** Begin Dataset entries **

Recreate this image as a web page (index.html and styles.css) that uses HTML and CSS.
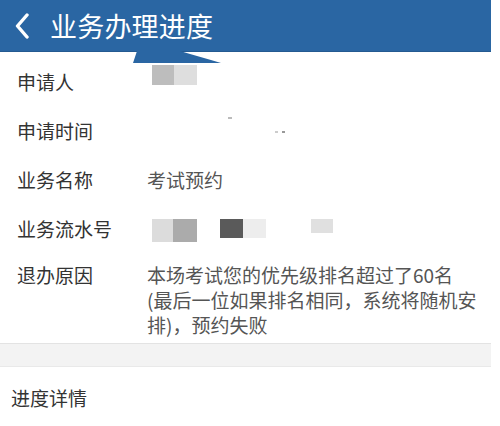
FILE: index.html
```html
<!DOCTYPE html>
<html lang="zh-CN">
<head>
<meta charset="utf-8">
<title>业务办理进度</title>
<link rel="stylesheet" href="styles.css">
</head>
<body>
<div class="page">
  <header class="topbar">
    <svg class="back" width="16" height="26" viewBox="0 0 16 26"><path d="M13 2 L3.5 13 L13 24" fill="none" stroke="#fff" stroke-width="3.4" stroke-linecap="round" stroke-linejoin="round"/></svg>
    <h1 class="title">业务办理进度</h1>
    <svg class="tab" width="92" height="13" viewBox="0 0 92 13"><path d="M4 0 L47 0 C60 4 75 8 88 12 L0 12 Z" fill="#2a66a3"/></svg>
  </header>
  <main class="info">
    <div class="row">
      <div class="label">申请人</div>
      <div class="value blocks blocks-top1">
        <span class="blk b1a"></span><span class="blk b1b"></span>
      </div>
    </div>
    <div class="row">
      <div class="label">申请时间</div>
      <div class="value specks">
        <span class="speck s1"></span><span class="speck s2"></span><span class="speck s3"></span>
      </div>
    </div>
    <div class="row">
      <div class="label">业务名称</div>
      <div class="value">考试预约</div>
    </div>
    <div class="row">
      <div class="label">业务流水号</div>
      <div class="value blocks blocks-top4">
        <span class="blk b4a"></span><span class="blk b4b"></span><span class="blk b4c"></span><span class="blk b4d"></span><span class="blk b4e"></span>
      </div>
    </div>
    <div class="row row-multi">
      <div class="label">退办原因</div>
      <div class="value reason">本场考试您的优先级排名超过了60名<br>(最后一位如果排名相同，系统将随机安排)，预约失败</div>
    </div>
  </main>
  <div class="divider"></div>
  <section class="progress">进度详情</section>
</div>
</body>
</html>
```
FILE: styles.css
```css
html, body {
  margin: 0;
  padding: 0;
  background: #fff;
}
body {
  font-family: "Noto Sans CJK SC", "Noto Sans", sans-serif;
  color: #333;
}
.page {
  width: 491px;
  background: #fff;
}
.topbar {
  position: relative;
  height: 52px;
  background: #2a66a3;
  border-bottom: 1px solid #245a91;
  display: flex;
  align-items: center;
  box-sizing: border-box;
}
.back {
  margin-left: 14px;
  margin-right: 20px;
  flex: none;
}
.title {
  margin: 0;
  font-size: 27px;
  font-weight: normal;
  color: #fff;
  line-height: 30px;
  letter-spacing: 0.2px;
}
.tab {
  position: absolute;
  left: 133px;
  top: 51px;
}
.info {
  padding-top: 5px;
}
.row {
  display: flex;
  height: 49px;
  font-size: 19px;
  line-height: 49px;
}
.label {
  width: 130px;
  padding-left: 17px;
  color: #333;
  flex: none;
}
.value {
  color: #555;
  flex: 1;
}
.blocks {
  display: flex;
  align-items: flex-start;
  padding-left: 5px;
}
.blocks-top1 { padding-top: 8px; }
.blocks-top4 { padding-top: 15px; }
.blk {
  display: block;
  flex: none;
}
.b1a { width: 22px; height: 20px; background: #bdbdbd; }
.b1b { width: 23px; height: 20px; background: #dedede; }
.b4a { width: 21px; height: 23px; background: #dcdcdc; }
.b4b { width: 24px; height: 23px; background: #ababab; }
.b4c { width: 23px; height: 19px; background: #5a5a5a; margin-left: 23px; }
.b4d { width: 23px; height: 19px; background: #ededed; }
.b4e { width: 22px; height: 14px; background: #e0e0e0; margin-left: 45px; }
.specks {
  position: relative;
}
.speck {
  position: absolute;
  width: 3px;
  height: 2px;
  background: #bbb;
}
.s1 { left: 81px; top: 11px; width: 4px; }
.s2 { left: 128px; top: 25px; background: #ccc; }
.s3 { left: 135px; top: 25px; background: #999; }
.row-multi {
  height: auto;
  line-height: 25px;
  padding-top: 9px;
  padding-bottom: 6px;
}
.reason {
  padding-right: 8px;
}
.divider {
  height: 22px;
  background: #f3f3f3;
  border-top: 1px solid #e3e3e3;
  border-bottom: 1px solid #e9e9e9;
}
.progress {
  font-size: 19px;
  line-height: 25px;
  padding: 18px 0 0 11px;
  color: #333;
}
```
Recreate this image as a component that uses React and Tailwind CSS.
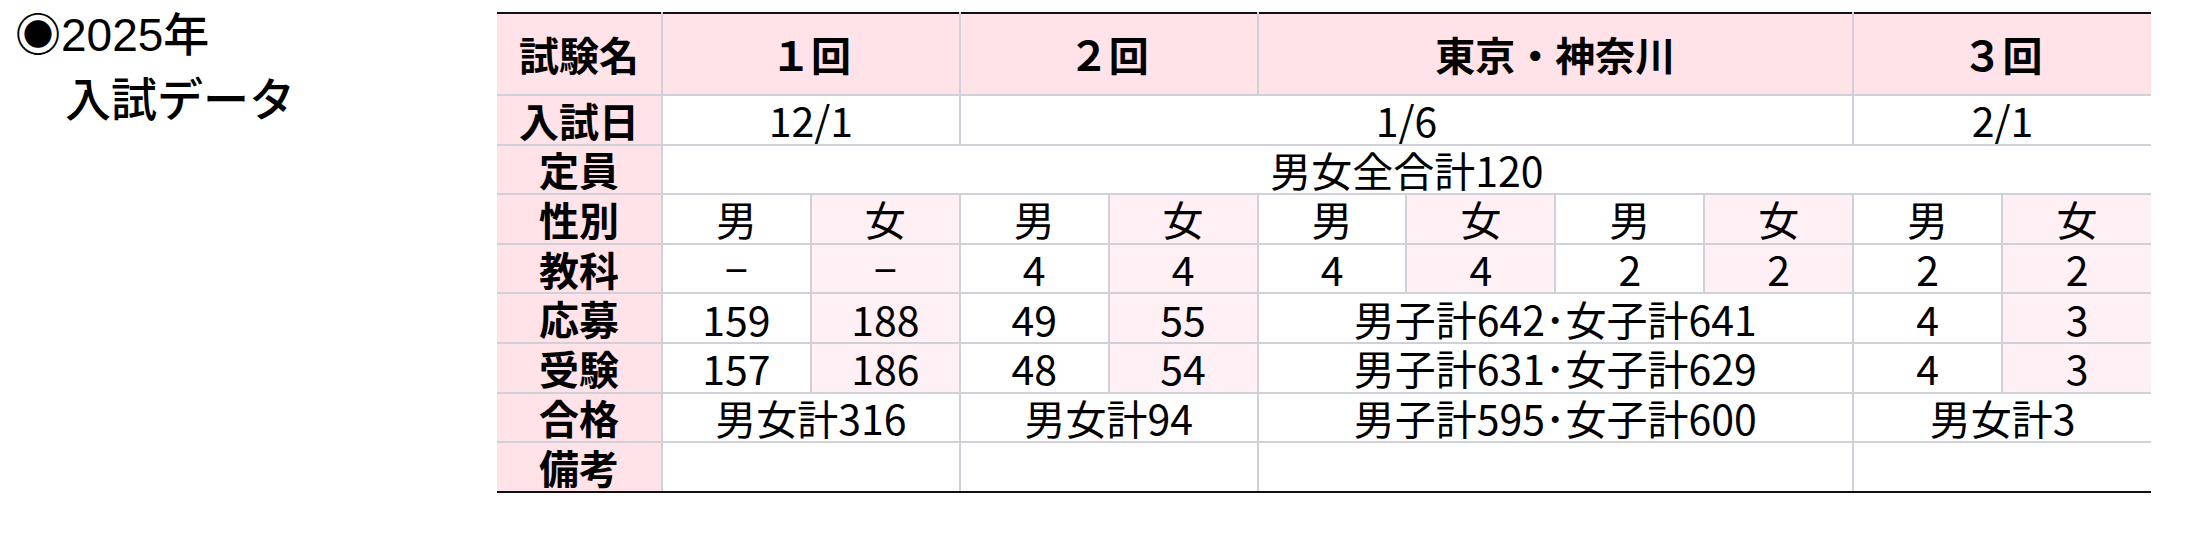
const cell = "border-2 border-[#cfd0d8] text-center align-middle leading-none p-0";
const head = "border-2 border-[#cfd0d8] border-l-0 bg-[#ffe3e8] text-center align-middle leading-none p-0 font-['Noto_Sans_CJK_JP',sans-serif] text-[40px] font-bold";
const fem = "bg-[#fff0f6]";

function Row({ name, children }) {
  return (
    <tr className="h-[49.6px]">
      <td className={head}>{name}</td>
      {children}
    </tr>
  );
}

function Pairs({ values }) {
  return values.map((v, i) => (
    <td key={i} className={i % 2 === 1 ? `${cell} ${fem}` : cell}>
      {v}
    </td>
  ));
}

export default function App() {
  return (
    <div className="flex w-[2210px] h-[560px] bg-white text-black">
      <div className="w-[497px] shrink-0 pl-[15px] pt-[3px] font-['Liberation_Sans','Noto_Sans_CJK_JP',sans-serif] text-[46px] font-medium leading-[65px]">
        <div>◉2025年</div>
        <div className="pl-[50px]">入試データ</div>
      </div>

      <div className="pt-[12px]">
        <table className="w-[1654px] table-fixed border-collapse font-['Noto_Sans_CJK_JP',sans-serif] text-[41px] [&_td:last-child]:border-r-0">
          <colgroup>
            <col className="w-[165px]" />
            {Array.from({ length: 10 }).map((_, i) => (
              <col key={i} />
            ))}
          </colgroup>
          <tbody>
            <tr className="h-[82px]">
              <td className={`${head} border-t-[#111]`}>試験名</td>
              <td colSpan={2} className={`${head} border-t-[#111]`}>１回</td>
              <td colSpan={2} className={`${head} border-t-[#111]`}>２回</td>
              <td colSpan={4} className={`${head} border-t-[#111]`}>東京・神奈川</td>
              <td colSpan={2} className={`${head} border-t-[#111]`}>３回</td>
            </tr>
            <Row name="入試日">
              <td colSpan={2} className={cell}>12/1</td>
              <td colSpan={6} className={cell}>1/6</td>
              <td colSpan={2} className={cell}>2/1</td>
            </Row>
            <Row name="定員">
              <td colSpan={10} className={cell}>男女全合計120</td>
            </Row>
            <Row name="性別">
              <Pairs values={["男", "女", "男", "女", "男", "女", "男", "女", "男", "女"]} />
            </Row>
            <Row name="教科">
              <Pairs values={["−", "−", "4", "4", "4", "4", "2", "2", "2", "2"]} />
            </Row>
            <Row name="応募">
              <Pairs values={["159", "188", "49", "55"]} />
              <td colSpan={4} className={cell}>男子計642･女子計641</td>
              <Pairs values={["4", "3"]} />
            </Row>
            <Row name="受験">
              <Pairs values={["157", "186", "48", "54"]} />
              <td colSpan={4} className={cell}>男子計631･女子計629</td>
              <Pairs values={["4", "3"]} />
            </Row>
            <Row name="合格">
              <td colSpan={2} className={cell}>男女計316</td>
              <td colSpan={2} className={cell}>男女計94</td>
              <td colSpan={4} className={cell}>男子計595･女子計600</td>
              <td colSpan={2} className={cell}>男女計3</td>
            </Row>
            <tr className="h-[49.6px]">
              <td className={`${head} border-b-[#111]`}>備考</td>
              <td colSpan={2} className={`${cell} border-b-[#111]`}></td>
              <td colSpan={2} className={`${cell} border-b-[#111]`}></td>
              <td colSpan={4} className={`${cell} border-b-[#111]`}></td>
              <td colSpan={2} className={`${cell} border-b-[#111]`}></td>
            </tr>
          </tbody>
        </table>
      </div>
    </div>
  );
}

** End Dataset entries **

- _Goal_: In your copy of the records, include no pictures; repeat everything else exactly.

- _Task response_:
Recreate this image as a web page (index.html and styles.css) that uses HTML and CSS.
FILE: index.html
```html
<!DOCTYPE html>
<html lang="zh-CN">
<head>
<meta charset="utf-8">
<title>业务办理进度</title>
<link rel="stylesheet" href="styles.css">
</head>
<body>
<div class="page">
  <header class="topbar">
    <svg class="back" width="16" height="26" viewBox="0 0 16 26"><path d="M13 2 L3.5 13 L13 24" fill="none" stroke="#fff" stroke-width="3.4" stroke-linecap="round" stroke-linejoin="round"/></svg>
    <h1 class="title">业务办理进度</h1>
    <svg class="tab" width="92" height="13" viewBox="0 0 92 13"><path d="M4 0 L47 0 C60 4 75 8 88 12 L0 12 Z" fill="#2a66a3"/></svg>
  </header>
  <main class="info">
    <div class="row">
      <div class="label">申请人</div>
      <div class="value blocks blocks-top1">
        <span class="blk b1a"></span><span class="blk b1b"></span>
      </div>
    </div>
    <div class="row">
      <div class="label">申请时间</div>
      <div class="value specks">
        <span class="speck s1"></span><span class="speck s2"></span><span class="speck s3"></span>
      </div>
    </div>
    <div class="row">
      <div class="label">业务名称</div>
      <div class="value">考试预约</div>
    </div>
    <div class="row">
      <div class="label">业务流水号</div>
      <div class="value blocks blocks-top4">
        <span class="blk b4a"></span><span class="blk b4b"></span><span class="blk b4c"></span><span class="blk b4d"></span><span class="blk b4e"></span>
      </div>
    </div>
    <div class="row row-multi">
      <div class="label">退办原因</div>
      <div class="value reason">本场考试您的优先级排名超过了60名<br>(最后一位如果排名相同，系统将随机安排)，预约失败</div>
    </div>
  </main>
  <div class="divider"></div>
  <section class="progress">进度详情</section>
</div>
</body>
</html>
```
FILE: styles.css
```css
html, body {
  margin: 0;
  padding: 0;
  background: #fff;
}
body {
  font-family: "Noto Sans CJK SC", "Noto Sans", sans-serif;
  color: #333;
}
.page {
  width: 491px;
  background: #fff;
}
.topbar {
  position: relative;
  height: 52px;
  background: #2a66a3;
  border-bottom: 1px solid #245a91;
  display: flex;
  align-items: center;
  box-sizing: border-box;
}
.back {
  margin-left: 14px;
  margin-right: 20px;
  flex: none;
}
.title {
  margin: 0;
  font-size: 27px;
  font-weight: normal;
  color: #fff;
  line-height: 30px;
  letter-spacing: 0.2px;
}
.tab {
  position: absolute;
  left: 133px;
  top: 51px;
}
.info {
  padding-top: 5px;
}
.row {
  display: flex;
  height: 49px;
  font-size: 19px;
  line-height: 49px;
}
.label {
  width: 130px;
  padding-left: 17px;
  color: #333;
  flex: none;
}
.value {
  color: #555;
  flex: 1;
}
.blocks {
  display: flex;
  align-items: flex-start;
  padding-left: 5px;
}
.blocks-top1 { padding-top: 8px; }
.blocks-top4 { padding-top: 15px; }
.blk {
  display: block;
  flex: none;
}
.b1a { width: 22px; height: 20px; background: #bdbdbd; }
.b1b { width: 23px; height: 20px; background: #dedede; }
.b4a { width: 21px; height: 23px; background: #dcdcdc; }
.b4b { width: 24px; height: 23px; background: #ababab; }
.b4c { width: 23px; height: 19px; background: #5a5a5a; margin-left: 23px; }
.b4d { width: 23px; height: 19px; background: #ededed; }
.b4e { width: 22px; height: 14px; background: #e0e0e0; margin-left: 45px; }
.specks {
  position: relative;
}
.speck {
  position: absolute;
  width: 3px;
  height: 2px;
  background: #bbb;
}
.s1 { left: 81px; top: 11px; width: 4px; }
.s2 { left: 128px; top: 25px; background: #ccc; }
.s3 { left: 135px; top: 25px; background: #999; }
.row-multi {
  height: auto;
  line-height: 25px;
  padding-top: 9px;
  padding-bottom: 6px;
}
.reason {
  padding-right: 8px;
}
.divider {
  height: 22px;
  background: #f3f3f3;
  border-top: 1px solid #e3e3e3;
  border-bottom: 1px solid #e9e9e9;
}
.progress {
  font-size: 19px;
  line-height: 25px;
  padding: 18px 0 0 11px;
  color: #333;
}
```
Recreate this image as a component that uses React and Tailwind CSS.
const cell = "border-2 border-[#cfd0d8] text-center align-middle leading-none p-0";
const head = "border-2 border-[#cfd0d8] border-l-0 bg-[#ffe3e8] text-center align-middle leading-none p-0 font-['Noto_Sans_CJK_JP',sans-serif] text-[40px] font-bold";
const fem = "bg-[#fff0f6]";

function Row({ name, children }) {
  return (
    <tr className="h-[49.6px]">
      <td className={head}>{name}</td>
      {children}
    </tr>
  );
}

function Pairs({ values }) {
  return values.map((v, i) => (
    <td key={i} className={i % 2 === 1 ? `${cell} ${fem}` : cell}>
      {v}
    </td>
  ));
}

export default function App() {
  return (
    <div className="flex w-[2210px] h-[560px] bg-white text-black">
      <div className="w-[497px] shrink-0 pl-[15px] pt-[3px] font-['Liberation_Sans','Noto_Sans_CJK_JP',sans-serif] text-[46px] font-medium leading-[65px]">
        <div>◉2025年</div>
        <div className="pl-[50px]">入試データ</div>
      </div>

      <div className="pt-[12px]">
        <table className="w-[1654px] table-fixed border-collapse font-['Noto_Sans_CJK_JP',sans-serif] text-[41px] [&_td:last-child]:border-r-0">
          <colgroup>
            <col className="w-[165px]" />
            {Array.from({ length: 10 }).map((_, i) => (
              <col key={i} />
            ))}
          </colgroup>
          <tbody>
            <tr className="h-[82px]">
              <td className={`${head} border-t-[#111]`}>試験名</td>
              <td colSpan={2} className={`${head} border-t-[#111]`}>１回</td>
              <td colSpan={2} className={`${head} border-t-[#111]`}>２回</td>
              <td colSpan={4} className={`${head} border-t-[#111]`}>東京・神奈川</td>
              <td colSpan={2} className={`${head} border-t-[#111]`}>３回</td>
            </tr>
            <Row name="入試日">
              <td colSpan={2} className={cell}>12/1</td>
              <td colSpan={6} className={cell}>1/6</td>
              <td colSpan={2} className={cell}>2/1</td>
            </Row>
            <Row name="定員">
              <td colSpan={10} className={cell}>男女全合計120</td>
            </Row>
            <Row name="性別">
              <Pairs values={["男", "女", "男", "女", "男", "女", "男", "女", "男", "女"]} />
            </Row>
            <Row name="教科">
              <Pairs values={["−", "−", "4", "4", "4", "4", "2", "2", "2", "2"]} />
            </Row>
            <Row name="応募">
              <Pairs values={["159", "188", "49", "55"]} />
              <td colSpan={4} className={cell}>男子計642･女子計641</td>
              <Pairs values={["4", "3"]} />
            </Row>
            <Row name="受験">
              <Pairs values={["157", "186", "48", "54"]} />
              <td colSpan={4} className={cell}>男子計631･女子計629</td>
              <Pairs values={["4", "3"]} />
            </Row>
            <Row name="合格">
              <td colSpan={2} className={cell}>男女計316</td>
              <td colSpan={2} className={cell}>男女計94</td>
              <td colSpan={4} className={cell}>男子計595･女子計600</td>
              <td colSpan={2} className={cell}>男女計3</td>
            </Row>
            <tr className="h-[49.6px]">
              <td className={`${head} border-b-[#111]`}>備考</td>
              <td colSpan={2} className={`${cell} border-b-[#111]`}></td>
              <td colSpan={2} className={`${cell} border-b-[#111]`}></td>
              <td colSpan={4} className={`${cell} border-b-[#111]`}></td>
              <td colSpan={2} className={`${cell} border-b-[#111]`}></td>
            </tr>
          </tbody>
        </table>
      </div>
    </div>
  );
}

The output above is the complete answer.